Another reflection that we can gain from this is to learn from Paul’s experience of being cut off from most of his fellow Jews because of his faith. Most of his fellow Jews rejected him, and if they had the chance they wanted to get rid of him, even to assassinate, murder, or imprison him so that he would stop spreading the gospel. He was cut off from his own people. Sometimes we as Christians experience that same feeling of being cut off from our own family, or our own tribe, or our own local community because we have become Christians and they are not and they are hostile to us. We can learn from Paul and can gain comfort from the fact that he had a similar experience and he had permanent hostility from many Jewish people throughout his ministry.

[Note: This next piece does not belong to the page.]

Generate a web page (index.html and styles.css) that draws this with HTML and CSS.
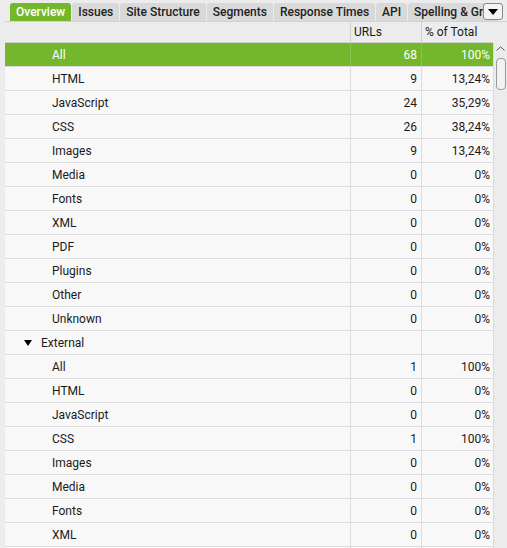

There is much more that Paul wants to say about Jewish history and how God shaped the nation of Israel and what that means for us today and we will look at that in the next few episodes.

Study Questions

The following questions have been provided to facilitate discussion or further reflection. Please feel free to answer any, or all the questions. Each question has been assigned a category to help guide you.

  • Exploring Faith
    Exploring Faith
    1. How important is your ancestry to you?
  • Discipleship
    Discipleship
    1. Reflect on the ethnic groups represented in your church. Are there any tensions? Is everyone treated as equal? If new ethnic groups were added, how would they be accommodated?
    2. How can Paul's experience and response of being cut of from his own family and friends help when you face difficulty because you are a believer? How did he maintain a love for them?
  • Further Study
    Further Study
    1. Trace the history of your country. How have past conflicts been resolved? Are there conflicts remaining that could affect the church?